Related Wine Regions
If Alsace has captured your attention, these French wine regions make natural companions for planning a broader tour.
Burgundy shares Alsace’s obsession with terroir and single-variety wines, though Burgundy’s focus is Pinot Noir and Chardonnay rather than aromatic whites. It’s three hours southwest and makes an obvious next stop.
Champagne lies three and a half hours to the northwest. If you’ve developed a taste for Cremant d’Alsace, exploring where the traditional method originated is a logical progression.
The Loire Valley offers a similarly diverse range of white wine styles in a more temperate climate, with Chenin Blanc and Sauvignon Blanc replacing Riesling and Gewurztraminer.
For something completely different, Provence and the Rhone Valley trade Alsace’s cool-climate precision for Mediterranean warmth and red-wine dominance.

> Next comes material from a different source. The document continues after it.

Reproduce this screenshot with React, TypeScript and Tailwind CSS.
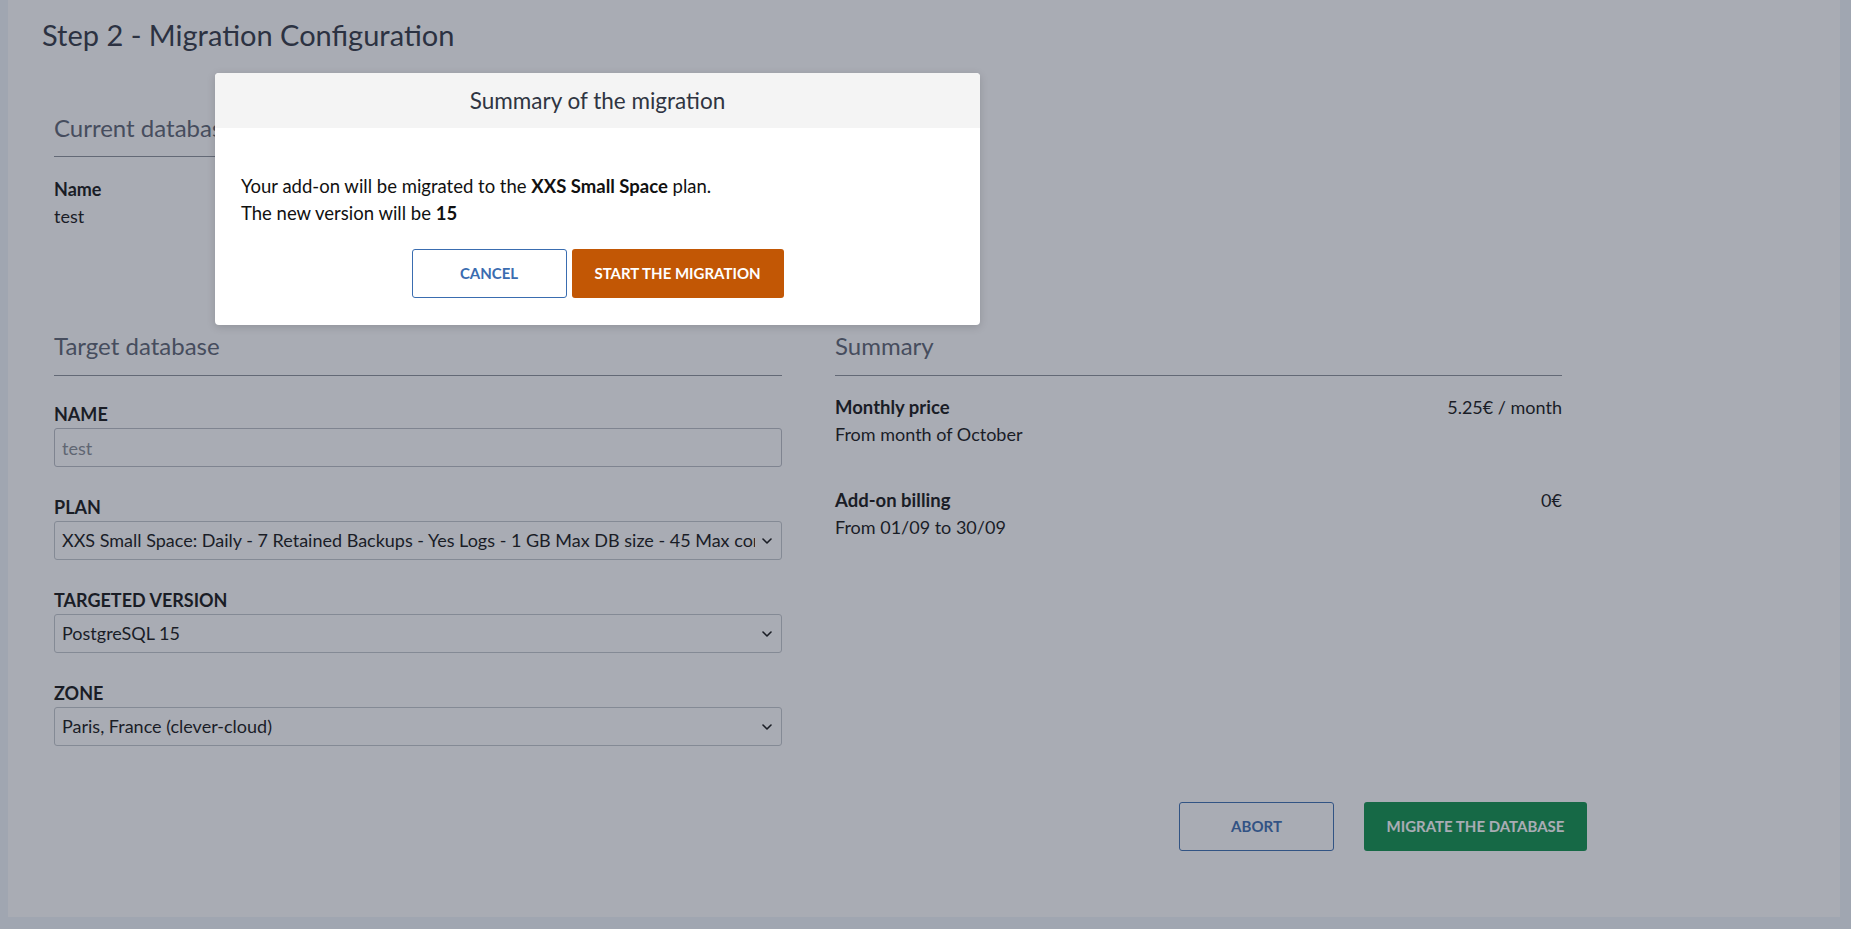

And for a complete overview of French wine tourism options, our wine regions guide covers every major area.
Alsace rewards the curious, the unhurried, and anyone willing to reconsider what they think they know about French white wine. It’s not the most famous wine region in France. It might be the most loveable. The wines are exceptional, the villages are gorgeous, the food is hearty, and the welcome is genuine. Just go. And bring an extra suitcase for the wine.